The query result shows that both timestamps appear identical. However, the c3 column (with time zone) includes +08, indicating it belongs to UTC+8. The SHOW timezone command confirms the current session time zone is 'Asia/Shanghai' (Beijing time).

Now change the time zone and requery:

SET timezone TO 'Japan';

SELECT * FROM test;
 c1 |            c2            |             c3
----+--------------------------+-----------------------------
  1 | 2021-12-01 14:54:09.4783 | 2021-12-01 15:54:09.4783+09
(1 row)

After changing the database time zone to Japan, the c3 column now displays a different time (15:54) and the time zone suffix changes to +09 (UTC+9).

Therefore, timestamp columns with time zone store time zone information and display local time accordingly in different time zones. In contrast, timestamp columns without time zone always display the stored time unchanged, regardless of session time zone.

When deploying systems across multiple geographic regions with different time zones, using timestamp with time zone is strongly recommended. Note that both timestamp variants use the same storage size, so including time zone information is advised.

Recommendations for Basic Data Types in Time-Series Scenarios

Time-series data typically includes:

  • Timestamps: Must include both date and time. Use timestamp with time zone.
  • Device identifiers:
    1. For string-based identifiers, use varchar or text. Use char only for fixed-length identifiers such as serial numbers.
    2. If maintaining a separate device table, use serial or bigserial as auto-incrementing primary keys to uniquely identify devices.
  • Metrics:
    1. For integer values, choose smallint, int, or bigint based on expected range.
    2. For decimal values with fixed precision and moderate range (e.g., temperature), use decimal.
    3. For decimal values with variable precision and large range, choose real or double precision based on required accuracy.

2 Extended Data Types

In relational models, basic data types represent one attribute per column (e.g., name, height, weight). However, two challenges arise:

  1. The set of metrics is unpredictable, requiring frequent schema changes.
  2. The number of metrics exceeds YMatrix's column limit (1600 columns per table).

In such cases, extended data types are needed. These allow storing multiple attributes within a single column.

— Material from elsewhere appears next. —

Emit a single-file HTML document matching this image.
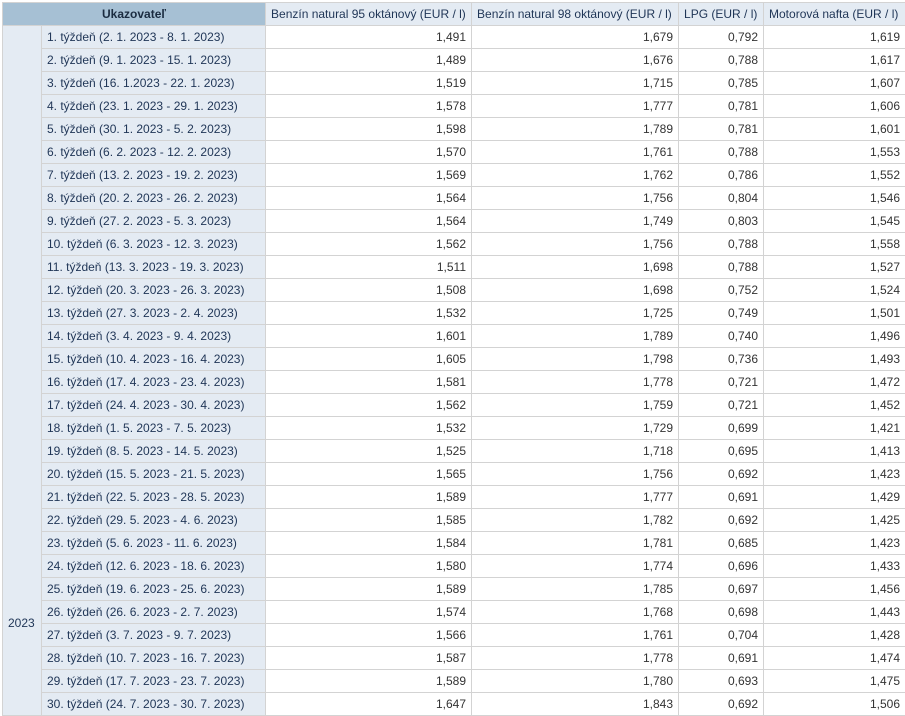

There are many ways to implement extended types (e.g., custom serialization in string columns). YMatrix provides two built-in extended types:

  1. JSON / jsonb
  2. MXKV

2.1 JSON / jsonb

The JSON / jsonb types are inherited from PostgreSQL. Unlike storing raw JSON strings in text columns, JSON / jsonb types support built-in functions for accessing keys, merging, and deletion.

JSON and jsonb are functionally similar and can be converted between each other. Key differences:

  1. JSON is stored as text; jsonb is stored in binary format.
  2. JSON writes are faster (no binary conversion).
  3. jsonb reads are faster due to binary representation.

Common JSON / jsonb operations:

Extract key using ->

SELECT '{"a":1, "b":2, "c":3}'::json->'a';
 ?column?
----------
 1
(1 row)

For nested JSON, chain multiple -> operators:

SELECT '{"a":1, "b":2, "c":{"d":2}}'::json->'c'->'d';
 ?column?
----------
 2
(1 row)

Delete key

Use the - operator to delete a key. Write operations require jsonb:

SELECT '{"a":1, "b":2, "c":3}'::jsonb - 'a';
     ?column?
------------------
 {"b": 2, "c": 3}
(1 row)

Merge

Use the || operator to merge two jsonb objects:

SELECT '{"a":1, "b":2}'::jsonb || '{"c":3}'::jsonb;
         ?column?
--------------------------
 {"a": 1, "b": 2, "c": 3}
(1 row)

Update

When merging with duplicate keys, || updates the value:

SELECT '{"a":1, "b":2}'::jsonb || '{"b":3}'::jsonb;
     ?column?
------------------
 {"a": 1, "b": 3}
(1 row)

For more JSON functions, see the PostgreSQL documentation.

2.2 MXKV

MXKV is a high-performance, scalable storage type developed by YMatrix. It is used similarly to JSON but offers key advantages: binary storage with compression, resulting in smaller storage footprint and higher query performance.

For detailed usage, refer to the documentation and blog.

3 Spatial Data Types

YMatrix provides an enhanced version of the PostGIS extension, supporting storage and computation of spatial data types. For usage details, see Spatial Data.